Last week, Olaf Scholz publicly explained his objections for the first time: giving Kyiv the missiles would be escalatory, would require the deployment of German troops and would make Germany a “party to war” — arguments promptly rejected by dismayed German experts as well as by senior leaders of his Green and liberal coalition partners. Scholz also hinted that British and French forces are providing Ukraine with targeting support, to cries of outrage in Paris and London. On Friday, Russian media leaked a recording of top Luftwaffe generals discussing how many Tauruses (“10 to 20”) it would take to destroy the Kerch bridge.

The mood in Berlin last week was not improved by a German frigate mistakenly firing two missiles at a US Reaper drone in the Red Sea (it missed, which was probably better for the US-German relationship).

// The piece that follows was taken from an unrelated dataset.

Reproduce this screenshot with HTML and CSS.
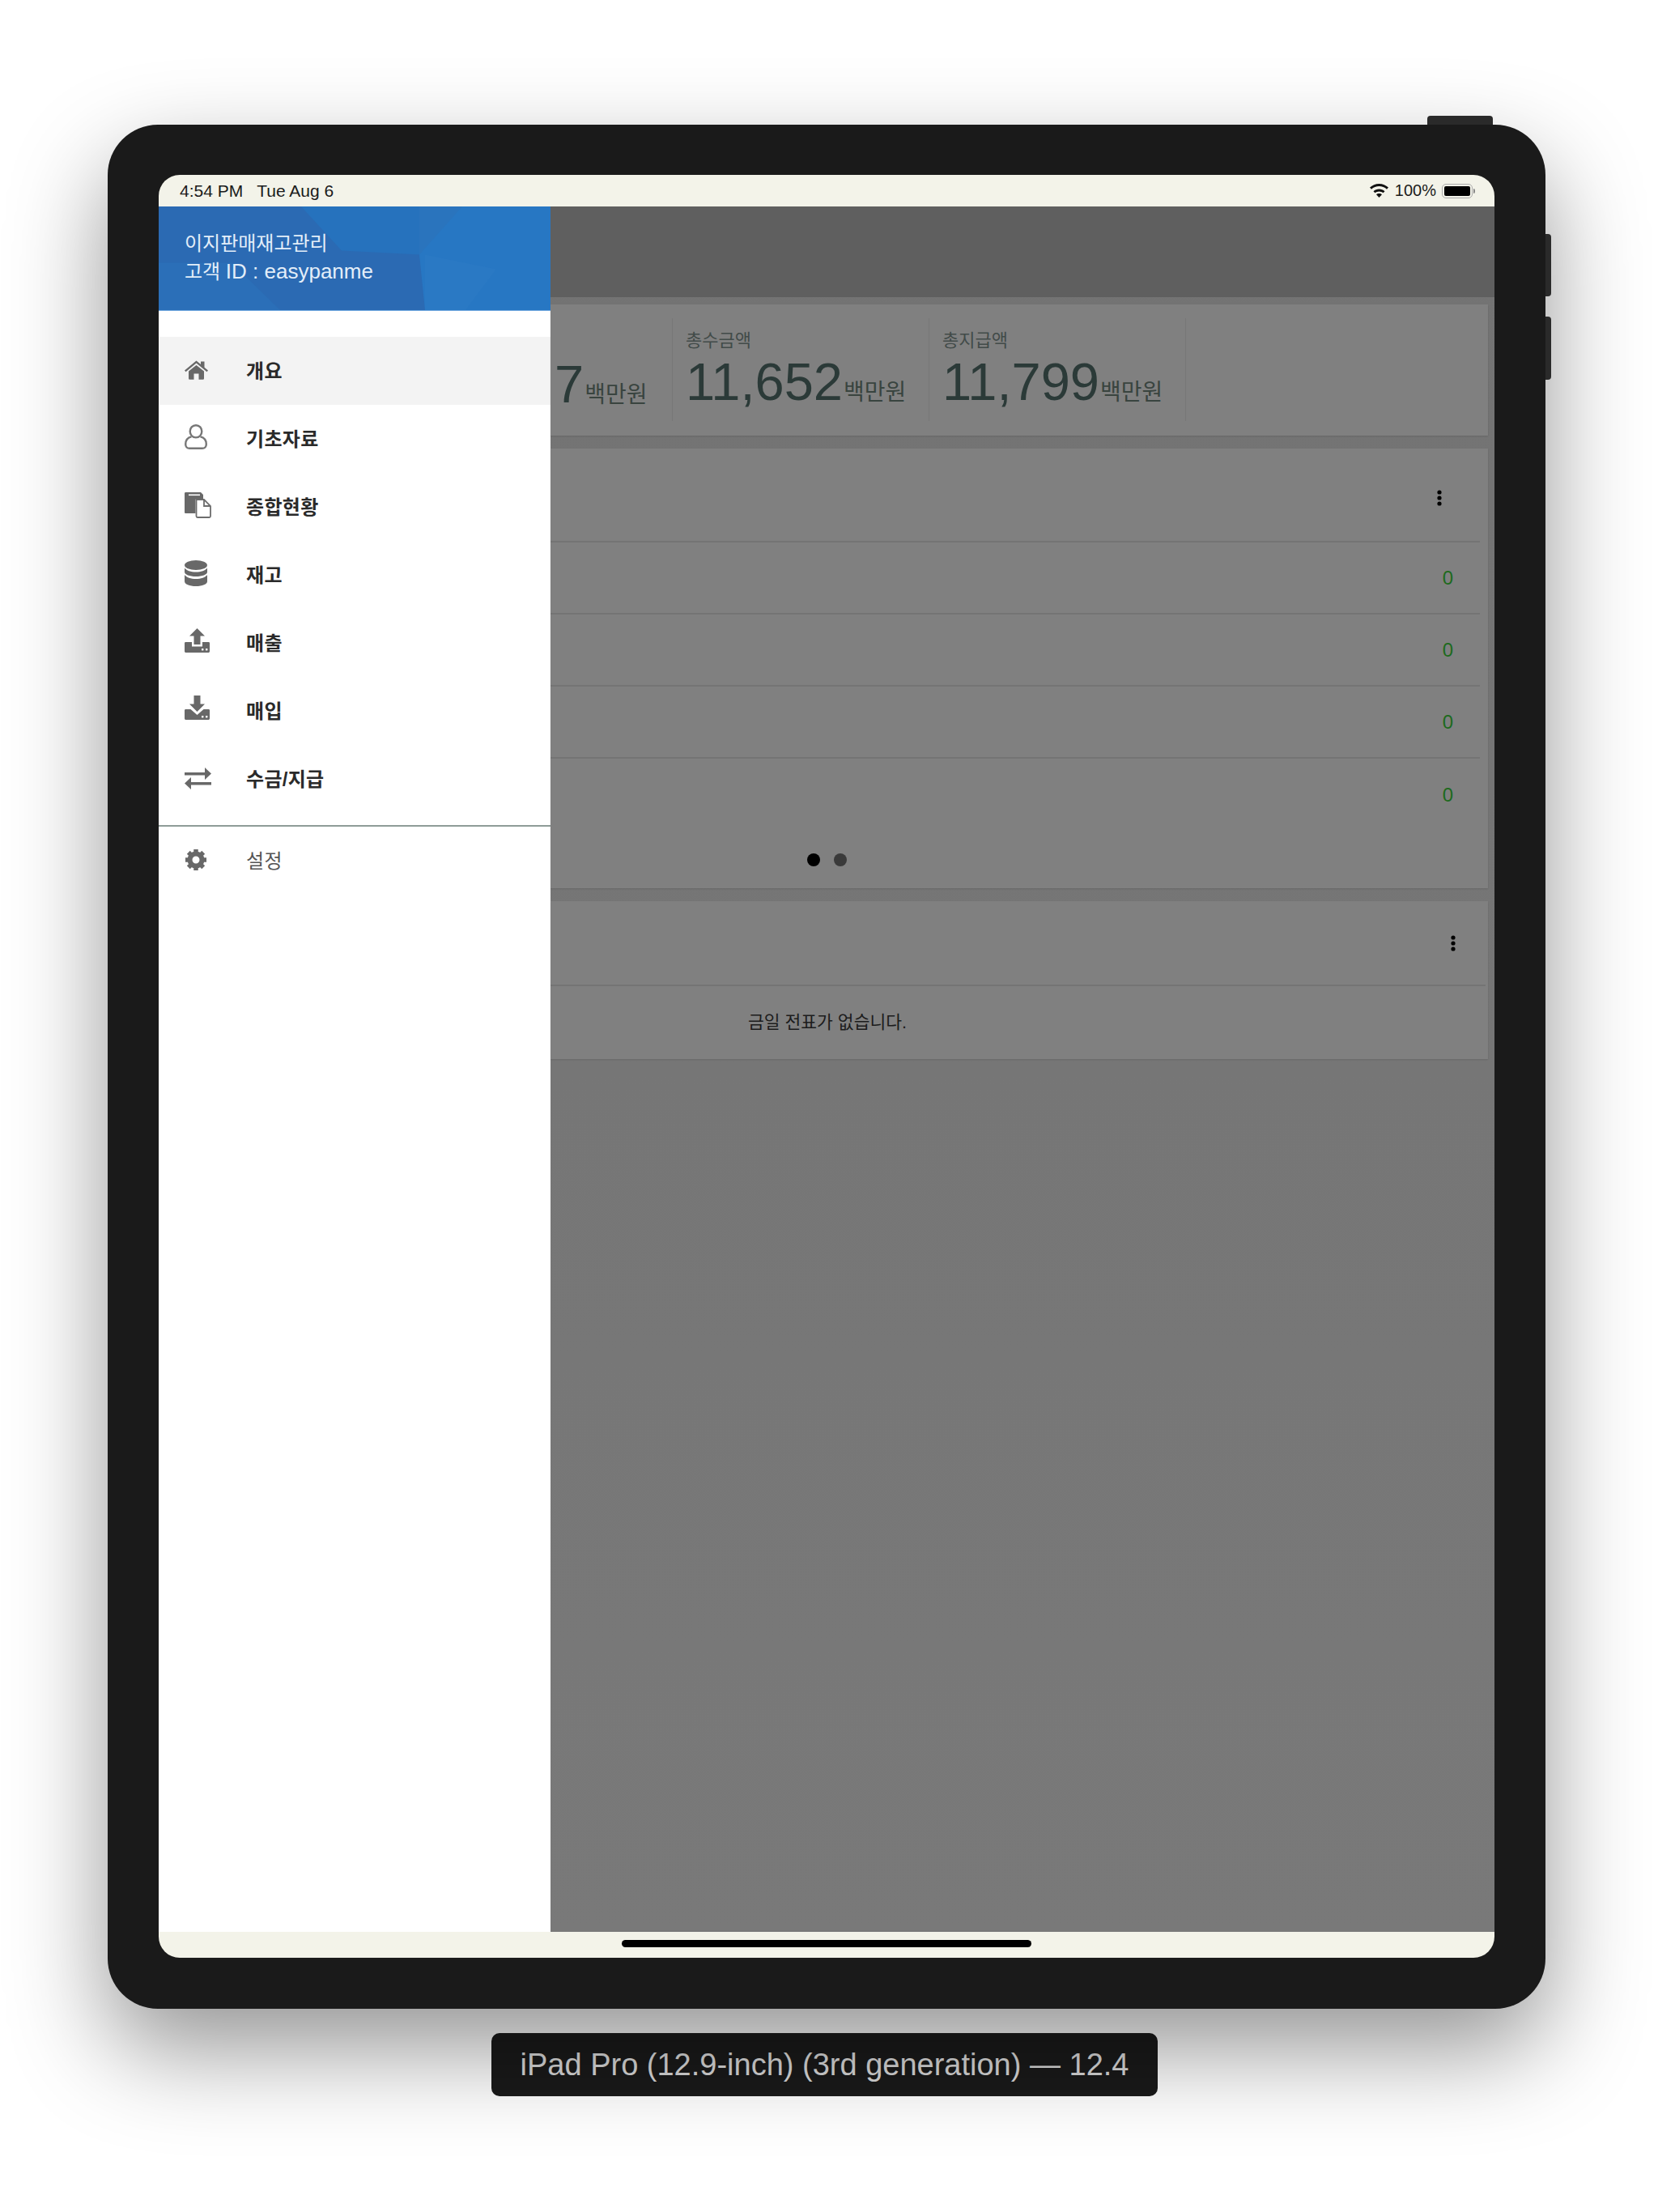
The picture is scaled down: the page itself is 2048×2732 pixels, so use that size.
FILE: index.html
```html
<!DOCTYPE html>
<html lang="ko">
<head>
<meta charset="utf-8">
<title>iPad Pro</title>
<link rel="stylesheet" href="styles.css">
</head>
<body>
<div class="stage">
  <div class="device">
    <span class="btn btn-top"></span>
    <span class="btn btn-vol1"></span>
    <span class="btn btn-vol2"></span>
    <div class="screen">
      <div class="status">
        <div class="status-left"><span>4:54 PM</span><span>Tue Aug 6</span></div>
        <div class="status-right">
          <svg class="wifi" width="23" height="17" viewBox="0 0 23 17"><path d="M11.5 0C7 0 3.2 1.7 0 4.6l2 2.1C4.6 4.300 7.900 3 11.500 3s6.900 1.300 9.500 3.700l2-2.100C19.800 1.700 16 0 11.500 0zM4.500 9.200l2 2.100c1.300-1.200 3.100-1.900 5-1.900s3.700 .7 5 1.900l2-2.100c-1.900-1.800-4.300-2.800-7-2.800s-5.100 1-7 2.800zM8 13.200l3.500 3.800 3.500-3.800c-.9-.8-2.100-1.300-3.500-1.300s-2.600 .5-3.500 1.300z"/></svg>
          <span>100%</span>
          <span class="battery"><span class="battery-fill"></span></span>
          <span class="battery-cap"></span>
        </div>
      </div>
      <div class="app">
        <aside class="drawer">
          <header class="drawer-head">
            <svg class="facets" viewBox="0 0 484 129" preserveAspectRatio="none">
              <polygon points="176,0 322,0 322,60 226,55" fill="#2672bd"/>
              <polygon points="322,0 484,0 484,129 329,129 322,60" fill="#2777c3"/>
              <polygon points="329,60 417,78 379,129 329,129" fill="#2a79c4"/>
              <polygon points="322,0 375,0 322,60" fill="#2a74bd"/>
              <polygon points="0,70 90,70 150,129 0,129" fill="#2b6fb8"/>
            </svg>
            <p class="head-line">이지판매재고관리</p>
            <p class="head-line">고객 <span class="latin">ID : easypanme</span></p>
          </header>
          <nav class="menu">
            <a class="item active">
              <span class="ico"><svg width="29" height="24" viewBox="0 0 29 24"><path d="M5 13.500 14.500 6 24 13.500V22.500a1.200 1.200 0 0 1-1.200 1.200H17.500V16.500H11.500V23.700H6.200A1.200 1.200 0 0 1 5 22.500z"/><path d="M0 12.500 14.500 .5 20 5V1.500H24.500V8.700L29 12.500 27.500 14.300 14.500 3.500 1.500 14.300z"/></svg></span>
              <span class="item-text">개요</span>
            </a>
            <a class="item">
              <span class="ico ic-more"><svg width="28" height="31" viewBox="0 0 28 31"><path class="line" d="M14 1.200c-4.200 0-7.300 3.300-7.300 7.600s3.100 7.600 7.300 7.600 7.300-3.300 7.300-7.600-3.100-7.600-7.300-7.600z"/><path class="line" d="M8.500 15.300C4 16.300 1.200 20 1.200 24.700c0 3 2 5.100 5 5.100h15.600c3 0 5-2.100 5-5.100 0-4.700-2.800-8.400-7.300-9.400"/></svg></span>
              <span class="item-text">기초자료</span>
            </a>
            <a class="item">
              <span class="ico ic-lift"><svg width="33" height="32" viewBox="0 0 33 32"><path d="M1.500 0H20l3 3V8H15c-1 0-1.500.5-1.500 1.500V26H1.500C.5 26 0 25.500 0 24.500V1.500C0 .5.5 0 1.500 0z"/><rect x="5" y="2.500" width="14" height="1.600" fill="#fff"/><path class="line thin" d="M14.500 9H24l8 8V29.500C32 30.500 31.500 31 30.500 31H16C15 31 14.500 30.500 14.500 29.500zM24 9V17H32"/></svg></span>
              <span class="item-text">종합현황</span>
            </a>
            <a class="item">
              <span class="ico ic-lift"><svg width="28" height="32" viewBox="0 0 28 32"><ellipse cx="14" cy="6" rx="14" ry="6"/><path d="M0 9.500C2 12.500 8 14.500 14 14.500S26 12.500 28 9.500V14.500C28 17.500 22 20 14 20S0 17.500 0 14.500z"/><path d="M0 18C2 21 8 23 14 23S26 21 28 18V26C28 29.500 22 32 14 32S0 29.500 0 26z"/></svg></span>
              <span class="item-text">재고</span>
            </a>
            <a class="item">
              <span class="ico ic-more"><svg width="31" height="30" viewBox="0 0 31 30"><path d="M15.500 0 25 9.500H19.500V20H11.500V9.500H6z"/><path d="M1.500 17H9V22.500H22V17H29.500C30.500 17 31 17.500 31 18.500V28C31 29.500 30.500 30 29 30H2C.5 30 0 29.500 0 28V18.500C0 17.500.5 17 1.500 17z"/><rect x="21" y="25" width="2.400" height="2.400" fill="#fff"/><rect x="26" y="25" width="2.400" height="2.400" fill="#fff"/></svg></span>
              <span class="item-text">매출</span>
            </a>
            <a class="item">
              <span class="ico ic-most"><svg width="31" height="30" viewBox="0 0 31 30"><path d="M11.500 0H19.500V10.500H25L15.500 20 6 10.500H11.500z"/><path d="M1.500 17H7.500L15.500 24 23.500 17H29.500C30.500 17 31 17.500 31 18.500V28C31 29.500 30.500 30 29 30H2C.5 30 0 29.500 0 28V18.500C0 17.500.5 17 1.500 17z"/><rect x="21" y="25" width="2.400" height="2.400" fill="#fff"/><rect x="26" y="25" width="2.400" height="2.400" fill="#fff"/></svg></span>
              <span class="item-text">매입</span>
            </a>
            <a class="item">
              <span class="ico"><svg width="33" height="27" viewBox="0 0 33 27"><path d="M0 6H25V0L33 7.500 25 15V9.500H0z"/><path d="M33 18H8V12L0 19.500 8 27V21.500H33z"/></svg></span>
              <span class="item-text">수금/지급</span>
            </a>
          </nav>
          <div class="menu-foot">
            <a class="item plain">
              <span class="ico"><svg width="28" height="28" viewBox="0 0 28 28"><circle cx="14" cy="14" r="7.500" class="ring"/><path class="teeth" d="M14 1V6M14 22V27M1 14H6M22 14H27M4.800 4.800 8.300 8.300M19.700 19.700 23.200 23.200M23.200 4.800 19.700 8.300M8.300 19.700 4.800 23.200"/></svg></span>
              <span class="item-text">설정</span>
            </a>
          </div>
        </aside>
        <main class="main">
          <div class="topbar"></div>
          <section class="card stats">
            <div class="stat stat-clip">
              <div class="stat-num"><b>7</b><span>백만원</span></div>
            </div>
            <div class="stat">
              <div class="stat-label">총수금액</div>
              <div class="stat-num"><b>11,652</b><span>백만원</span></div>
            </div>
            <div class="stat">
              <div class="stat-label">총지급액</div>
              <div class="stat-num"><b>11,799</b><span>백만원</span></div>
            </div>
          </section>
          <section class="card panel">
            <div class="panel-head">
              <svg class="kebab" width="6" height="20" viewBox="0 0 6 20"><circle cx="3" cy="3" r="2.600"/><circle cx="3" cy="10" r="2.600"/><circle cx="3" cy="17" r="2.600"/></svg>
            </div>
            <div class="row">0</div>
            <div class="row">0</div>
            <div class="row">0</div>
            <div class="row last">0</div>
            <div class="pager"><span class="dot on"></span><span class="dot"></span></div>
          </section>
          <section class="card slips">
            <div class="slips-head">
              <svg class="kebab" width="6" height="20" viewBox="0 0 6 20"><circle cx="3" cy="3" r="2.600"/><circle cx="3" cy="10" r="2.600"/><circle cx="3" cy="17" r="2.600"/></svg>
            </div>
            <div class="slips-body">금일 전표가 없습니다.</div>
          </section>
        </main>
      </div>
      <div class="homebar"><span class="home-ind"></span></div>
    </div>
  </div>
  <div class="caption">iPad Pro (12.9-inch) (3rd generation) — 12.4</div>
</div>
</body>
</html>
```
FILE: styles.css
```css
* { box-sizing: border-box; }
html, body { margin: 0; padding: 0; background: #fff; }
body {
  width: 2048px;
  height: 2732px;
  overflow: hidden;
  font-family: "Liberation Sans", "Noto Sans CJK KR", sans-serif;
}
p { margin: 0; }

.stage {
  display: flex;
  flex-direction: column;
  align-items: center;
  padding: 154px 139px 0 133px;
}
.device {
  position: relative;
  width: 1776px;
  height: 2327px;
  padding: 62px 63px;
  background: #1a1a1a;
  border-radius: 62px;
  box-shadow: 0 50px 120px rgba(0, 0, 0, .42);
}
.btn { position: absolute; background: #2a2a2a; }
.btn-top { top: -11px; right: 65px; width: 81px; height: 11px; border-radius: 4px 4px 0 0; }
.btn-vol1 { top: 135px; right: -7px; width: 7px; height: 77px; border-radius: 0 4px 4px 0; }
.btn-vol2 { top: 237px; right: -7px; width: 7px; height: 78px; border-radius: 0 4px 4px 0; }

.screen {
  display: flex;
  flex-direction: column;
  width: 1650px;
  height: 2202px;
  border-radius: 26px;
  overflow: hidden;
  background: #f3f3e9;
}

/* status bar */
.status {
  flex: 0 0 39px;
  display: flex;
  align-items: center;
  justify-content: space-between;
  padding: 0 24px 0 26px;
  font-size: 21px;
  color: #1b1b1b;
}
.status-left { display: flex; gap: 17px; }
.status-right { display: flex; align-items: center; font-size: 20px; }
.wifi { margin-right: 8px; fill: #111; }
.battery {
  display: flex;
  width: 38px;
  height: 18px;
  margin-left: 7px;
  padding: 2px;
  border: 1px solid #aaa;
  border-radius: 5px;
}
.battery-fill { flex: 1; background: #000; border-radius: 2px; }
.battery-cap { width: 2px; height: 6px; margin-left: 1px; background: #888; border-radius: 0 2px 2px 0; }

/* app area */
.app { flex: 1; display: flex; min-height: 0; }
.drawer {
  flex: 0 0 484px;
  display: flex;
  flex-direction: column;
  background: #fff;
}
.drawer-head {
  position: relative;
  flex: 0 0 129px;
  padding: 28px 32px 0;
  background: #2b6ab3;
  border-bottom: 1px solid #6ea6de;
  overflow: hidden;
}
.facets { position: absolute; inset: 0; width: 100%; height: 100%; }
.head-line {
  position: relative;
  font-size: 24px;
  line-height: 35px;
  color: #e3eef9;
}
.latin { font-size: 26px; }
.menu { margin-top: 32px; padding-bottom: 15px; border-bottom: 2px solid #8e9c98; }
.item {
  display: flex;
  align-items: center;
  height: 84px;
  padding-left: 32px;
  font-size: 24px;
  font-weight: 700;
  color: #2a2a2a;
}
.item-text { padding-bottom: 3px; letter-spacing: .3px; }
.item.active { background: #f3f3f3; }
.item.plain { font-weight: 400; color: #555; }
.ico { flex: 0 0 76px; display: flex; align-items: center; margin-top: -2px; }
.ico svg { fill: #686868; display: block; }
.ic-lift { margin-top: -4px; }
.ic-more { margin-top: -6px; }
.ic-most { margin-top: -8px; }
.line { fill: none; stroke: #777; stroke-width: 2.400; }
.line.thin { stroke-width: 1.800; fill: #fff; stroke: #6d6d6d; }
.ring { fill: none; stroke: #686868; stroke-width: 6; }
.teeth { fill: none; stroke: #686868; stroke-width: 5.500; }

/* main behind scrim */
.main {
  flex: 1;
  min-width: 0;
  padding-right: 8px;
  background: linear-gradient(180deg, #737373 0%, #797979 100%);
}
.topbar { height: 112px; margin: 0 -8px 9px 0; background: #5f5f5f; }
.card {
  background: #808080;
  box-shadow: 0 1px 2px rgba(0, 0, 0, .12);
}
.stats {
  display: flex;
  height: 162px;
  padding-top: 17px;
  margin-bottom: 16px;
}
.stat {
  flex: 0 0 317px;
  height: 127px;
  padding: 14px 0 0 16px;
  border-right: 1px solid #777;
}
.stat-clip { flex: 0 0 151px; padding: 45px 0 0 5px; }
.stat-label { font-size: 22px; line-height: 28px; color: #424b49; }
.stat-num { display: flex; align-items: baseline; height: 68px; line-height: 74px; color: #2b3a38; }
.stat-num b { font-size: 65px; font-weight: 400; }
.stat-num span { font-size: 28px; margin-left: 1px; color: #39443f; }

.panel { height: 543px; margin-bottom: 16px; }
.panel-head {
  display: flex;
  align-items: center;
  justify-content: flex-end;
  height: 116px;
  margin-right: 10px;
  padding: 8px 47px 0 0;
  border-bottom: 2px solid #747474;
}
.row {
  display: flex;
  align-items: center;
  justify-content: flex-end;
  height: 89px;
  margin-right: 10px;
  padding-right: 33px;
  font-size: 24px;
  color: #1d6a1d;
  border-bottom: 2px solid #747474;
}
.row.last { border-bottom: 0; }
.pager { display: flex; gap: 17px; padding: 28px 0 0 317px; }
.dot { width: 16px; height: 16px; border-radius: 50%; background: #3a3a3a; }
.dot.on { background: #000; }
.kebab { fill: #000; }

.slips { height: 195px; }
.slips-head {
  display: flex;
  align-items: center;
  justify-content: flex-end;
  height: 105px;
  margin-right: 3px;
  padding-right: 37px;
  border-bottom: 2px solid #747474;
}
.slips-body {
  display: flex;
  align-items: center;
  height: 85px;
  padding-left: 244px;
  font-size: 21.500px;
  color: #1c1c1c;
}

.homebar {
  flex: 0 0 32px;
  display: flex;
  align-items: center;
  justify-content: center;
  padding-bottom: 3px;
}
.home-ind { width: 506px; height: 9px; background: #000; border-radius: 5px; }

.caption {
  display: flex;
  align-items: center;
  justify-content: center;
  width: 823px;
  height: 78px;
  margin: 30px 5px 0 0;
  background: #1a1a1a;
  border-radius: 10px;
  color: #dcdcdc;
  font-size: 38px;
}
```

Nor by revelations that a fugitive former executive of the once vaunted German financial services company Wirecard had been working for Russian military intelligence all along — under the nose of Scholz, then finance minister.

This is the brutal truth: the two key actors in continental Europe are bungling the strategic response to Europe’s greatest security threat in a generation, while Ukraine’s future is hanging by a thread. 

France, its president’s acrobatics notwithstanding, at least has a powerful deterrent in its nuclear weapons. Germany’s government — despite its immense financial commitments and frenetic efforts to produce more weapons — appears to think that clinging to the US is a grand plan. Where it ought to have a Europe strategy, or a Russia strategy, there is a conceptual void. And the only thing it is deterring is itself.